Die Schwierigkeit der Volkshochschulen ist, dass das Bundesamt für Migration bei der Bezahlung knappst. „Das zügige Erlernen der deutschen Sprache gilt als erster und wichtigster Schritt für eine erfolgreiche Integration. Doch bei der Bewerkstelligung dieser Aufgabe lässt die staatliche Unterstützung sehr zu wünschen übrig“, sagt Stefanie Köhler. Für jede Unterrichtseinheit erhalten die Volkshochschulen laut Monika Eckert, der Leiterin der Volkshochschule Backnang, den seit Jahren kaum erhöhten Satz von 4,58 Euro pro Teilnehmer. Ungleich stärker sind seit der Flüchtlingskrise 2015 die Honorare der Sprachlehrer gestiegen – was dazu führt, dass Volkshochschulen aufpassen müssen, mit ihrem Integrationsangebot nicht rote Zahlen zu schreiben.
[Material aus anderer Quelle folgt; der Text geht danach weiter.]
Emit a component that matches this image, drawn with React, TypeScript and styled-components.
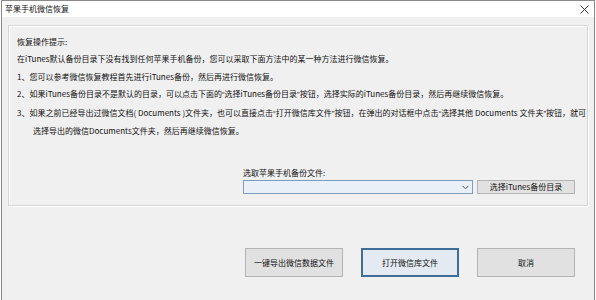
import React, { FC, ReactNode } from "react";
import styled, { createGlobalStyle } from "styled-components";

const GlobalStyle = createGlobalStyle`
  body {
    margin: 0;
    background: #ffffff;
    font-family: "Noto Sans CJK SC", "Liberation Sans", sans-serif;
    color: #111;
  }
`;

// quotes in the CJK font are full-width, the original draws them narrow
const Q: FC<{ children: ReactNode }> = ({ children }) => (
  <>
    <Quote>“</Quote>
    {children}
    <Quote>”</Quote>
  </>
);

const hints: { text: ReactNode; indent?: boolean }[] = [
  {
    text: "在iTunes默认备份目录下没有找到任何苹果手机备份，您可以采取下面方法中的某一种方法进行微信恢复。",
  },
  { text: "1、您可以参考微信恢复教程首先进行iTunes备份，然后再进行微信恢复。" },
  {
    text: (
      <>
        2、如果iTunes备份目录不是默认的目录，可以点击下面的<Q>选择iTunes备份目录</Q>
        按钮，选择实际的iTunes备份目录，然后再继续微信恢复。
      </>
    ),
  },
  {
    text: (
      <>
        3、如果之前已经导出过微信文档( Documents )文件夹，也可以直接点击<Q>打开微信库文件</Q>
        按钮，在弹出的对话框中点击<Q>选择其他 Documents 文件夹</Q>按钮，就可
      </>
    ),
  },
  { text: "选择导出的微信Documents文件夹，然后再继续微信恢复。", indent: true },
];

const App: FC = (): JSX.Element => {
  return (
    <>
      <GlobalStyle />
      <Window>
        <TitleBar>
          <Title>苹果手机微信恢复</Title>
          <CloseBtn>
            <svg width="9" height="9" viewBox="0 0 9 9">
              <path d="M0.5 0.5 L8.5 8.5 M8.5 0.5 L0.5 8.5" stroke="#333" strokeWidth="1" />
            </svg>
          </CloseBtn>
        </TitleBar>
        <Content>
          <GroupBox>
            <HintTitle>恢复操作提示:</HintTitle>
            {hints.map((h, i) => (
              <HintLine key={i} indent={h.indent}>
                {h.text}
              </HintLine>
            ))}
            <FilePicker>
              <FieldLabel>选取苹果手机备份文件:</FieldLabel>
              <FieldRow>
                <Combo>
                  <svg width="7" height="5" viewBox="0 0 7 5">
                    <path d="M0.5 0.8 L3.5 3.8 L6.5 0.8" fill="none" stroke="#555" strokeWidth="1" />
                  </svg>
                </Combo>
                <SmallButton type="button">选择iTunes备份目录</SmallButton>
              </FieldRow>
            </FilePicker>
          </GroupBox>
          <ButtonRow>
            <Button type="button">一键导出微信数据文件</Button>
            <Button type="button" primary>
              打开微信库文件
            </Button>
            <Button type="button">取消</Button>
          </ButtonRow>
        </Content>
      </Window>
    </>
  );
};

export default App;

const Window = styled.div`
  margin-left: 1px;
  width: 594px;
  height: 300px;
  box-sizing: border-box;
  border: 1px solid #8a8a8a;
  border-bottom: none;
  background: #f0f0f0;
  display: flex;
  flex-direction: column;
`;
const TitleBar = styled.div`
  height: 16px;
  background: #ffffff;
  display: flex;
  align-items: center;
  justify-content: space-between;
  padding: 0 4px 0 3px;
`;
const Title = styled.span`
  font-size: 8px;
  line-height: 16px;
  color: #111;
`;
const CloseBtn = styled.div`
  display: flex;
  align-items: center;
  margin-right: 1px;
`;
const Content = styled.div`
  padding: 8px 6px 0 6px;
  display: flex;
  flex-direction: column;
`;
const GroupBox = styled.div`
  height: 181px;
  box-sizing: border-box;
  border: 1px solid #d6d6d6;
  box-shadow: inset 1px 1px 0 #ffffff, 1px 1px 0 #ffffff;
  padding: 7px 12px 11px 8px;
  display: flex;
  flex-direction: column;
`;
const HintTitle = styled.div`
  font-size: 8px;
  line-height: 17.4px;
  white-space: nowrap;
`;
const HintLine = styled.div<{ indent?: boolean }>`
  font-size: 8px;
  line-height: 17.4px;
  white-space: nowrap;
  padding-left: ${(p) => (p.indent ? "16px" : "0")};
`;
const Quote = styled.span`
  font-family: "Liberation Sans", sans-serif;
`;
const FilePicker = styled.div`
  margin-top: auto;
  align-self: flex-end;
  display: flex;
  flex-direction: column;
`;
const FieldLabel = styled.div`
  font-size: 8px;
  line-height: 12px;
  margin-bottom: 1px;
`;
const FieldRow = styled.div`
  display: flex;
  gap: 4px;
`;
const Combo = styled.div`
  width: 230px;
  height: 14px;
  box-sizing: border-box;
  border: 1px solid #7f9db9;
  background: #e9f0f8;
  display: flex;
  align-items: center;
  justify-content: flex-end;
  padding-right: 3px;
`;
const SmallButton = styled.button`
  width: 98px;
  height: 14px;
  box-sizing: border-box;
  border: 1px solid #b4b4b4;
  background: #e1e1e1;
  font-family: inherit;
  font-size: 8px;
  line-height: 12px;
  padding: 0;
  color: #111;
`;
const ButtonRow = styled.div`
  display: flex;
  justify-content: flex-end;
  gap: 18px;
  margin-top: 42px;
  padding-right: 13px;
`;
const Button = styled.button<{ primary?: boolean }>`
  width: 98px;
  height: 29px;
  box-sizing: border-box;
  border: ${(p) => (p.primary ? "2px solid #3f6f98" : "1px solid #b4b4b4")};
  background: ${(p) => (p.primary ? "#e3eaf1" : "#e1e1e1")};
  font-family: inherit;
  font-size: 8px;
  padding: 0;
  color: #111;
`;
Aus Sicht von Landrat Richard Sigel ist es kein Zufall, dass sich Privatanbieter in den vergangenen Jahren aus dem Sprachförderunterricht verabschiedet haben – ein deutliches Signal, dass sich das Geschäft mit der Integration nur schwer rechnet.

Exakt 36 Prozent mehr Vergütung, das haben die Volkshochschulen jetzt errechnet, müssten sie für das Kursprogramm erhalten. Zum finanziellen Balanceakt kommt eine Formularwut, die aus Sicht der lokalen Bildungsträger weit über die Grenzen des Erträglichen hinausgeht. Selbst die mögliche Fahrtkostenerstattung der Teilnehmer, beklagen Basel, Eckert und Köhler, müssen die Volkshochschulen mit Auszügen aus dem Routenplaner belegen. „Es bleibt viel zu viel Zeit in der Verwaltung stecken. Wir kommen kaum noch hinterher“, heißt es vor Ort.